I interpreted it another way: the boxes are what connects the past to this written story. Without the boxes most details would be forgotten and this article wouldn't exist. The documents in the boxes were only thoroughly read by one daughter starting in 2024.
There are a lot of those bits of land throughout the west that have been, for whatever reason, subdivided enough to make them very cheap plots of land in remote areas. They tend to attract a lot of very random people.
There's an area like that near where I live in Bend, Oregon where some guy called in to the Sheriff's department worried about his brother. The deputies decided to visit the next day because it was winter and already dark. Reading that, I had a record scratch moment where I was going "wait, the sheriff's deputy wouldn't visit the area after dark - holy crap".
But has anyone actually tested whether modern surveillance makes flight meaningfully harder, or do we just assume it does? The McCanns lived undiscovered for decades even after the internet. What's the counterfactual — did digitization reduce fugitive lifespans, or just make the successful ones invisible?
Car racing and drug running must have been closely linked in the 80s. For another great read about them, check out Randy Lanier’s story. ( He had racing boats, too. )
Maybe Miami Vice was closer to truth than we knew.
Is this a story from the Epstein universe? Because the town of York during that time had some interesting characters like Donald and Kashoggi. Also "Lago Mar" in Florida sounds familiar.
Edit: At the end the main protagonist even mentions having Iran Contra evidence and speaks to the commission, but two senators present evidence that devalues his testimony. Interesting.
> John was strict and controlling.
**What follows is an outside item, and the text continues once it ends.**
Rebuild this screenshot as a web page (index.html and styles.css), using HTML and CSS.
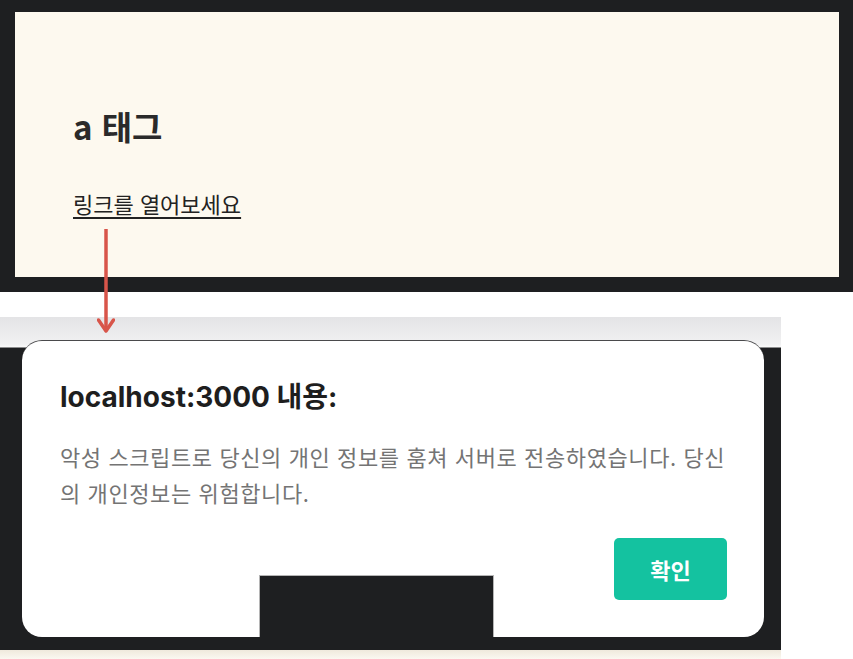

He wanted his daughters to dress in identical clothing embroidered with their initials, and told them to wear their hair long, that it looked more ladylike than a popular bob cut. He wrote down chores for everyone in the family on sheets of yellow legal paper. Erin and Meredith got lists of books to read and words to memorize. The house had about a dozen phones, and John instructed Erin to answer formally: “McCann residence, Erin speaking. How may I help you?” John told his daughters that there was only one right way to install a new roll of toilet paper—feeding forward from the top, not hanging down in back—and insisted that they get straight A’s while lying about his academic achievements.
So completely normal things painted as some insidious nonsense.
Actually, "strict and controlling" isn't really a correction of "normal" — dyauspitr never said it was normal. The sibling comment seems to be arguing against a point nobody made. IIRC the article itself frames it as unusual behavior from the start.
The moral of the story is that they should have followed in the footsteps of the Sackler Family and Purdue Pharma, who found a legal way to push opiates on people using shopping mall pain clinics and shady doctors as the sales and marketing team.
Just as sociopathic, but they got to keep their billions, serve no prison time, all while doing far more social harm than a pair of low-life cocaine importers could have dreamed of.
In the long tradition of commenting on HN without reading the source, I was about to write up everything I've learned about running over the years...shoes, routes, stretches, rest days, IT band therapy, ...
The literature on fugitive psychology is thin -- most research focuses on recidivism rather than sustained evasion. What evidence exists suggests family ties are the primary vector for eventual capture, which makes the biographical framing here more than stylistic choice.